Harris - Intestinal Immunology Laboratory
Harris group L-R: Ms Roxanne Chatzis, Dr Tiffany Bouchery, Mr Solomon Silverstein (2019 Honours student), Professor Nicola Harris, Dr Mati Moyat, Ms Carmel Daunt, Dr Gillian Coakley
Professor Nicola Harris's main areas of research include type two immune responses with a particular focus on understanding their role in immune protection, physiology and wound repair/tissue regeneration both in health and following intestinal helminth infection. She is interested in three main questions:
- What are the mediators of protection against intestinal helminths? With approximately a third of the world's population infected with helminths (including endemic infection rates in Papa New Guinea and Australian aboriginal populations) the need for effective vaccines against these insidious parasites is clear. In building on our work on protective immunity we hope to aid in vaccine development.
- How does type 2 immunity promote tissue repair? Strikingly, our past work showed that the mechanisms providing protection against helminths also promote improved tissue repair. This response is essential to ensure the host survives the migration of these large multicellular parasites through tissues. However understanding the mechanisms involved also provides a unique opportunity to develop novel therapies for accelerating tissue repair following injury and thus will be immediately applicable to the clinic.
- Do alterations to intestinal microbiota following helminth infection alter host health? The microbiota plays a key role in regulating health. Our recent findings that helminth infection modulates the microbiota leading to reduced allergy and obesity provides an unprecedented opportunity to discover novel pro-biotics for use in the treatment of these diseases.
Research project: Type 2 immunity: a regulator of physiology, tissue repair and metabolism.
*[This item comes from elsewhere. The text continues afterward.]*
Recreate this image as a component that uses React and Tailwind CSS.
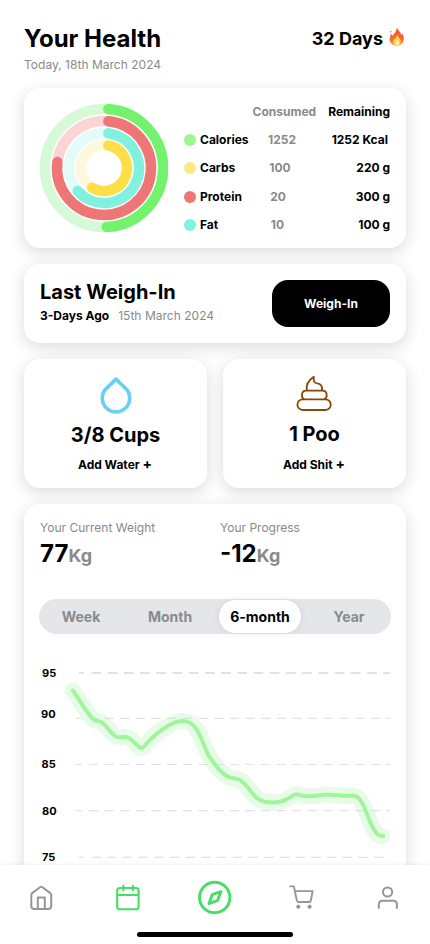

NHMRC funded 2018-2022
Research Projects for Students
- Investigating immunity during “trickle” infection by helminth parasites
- Investigating the contribution of a newly identified myeloid cell gene - resistin-like gamma (mRetnlg) - during host immune responses.
- Targeting the blood feeding pathway of the hookworm parasites
- The role of the microbiota in the protection against re-infection with intestinal parasitic worms.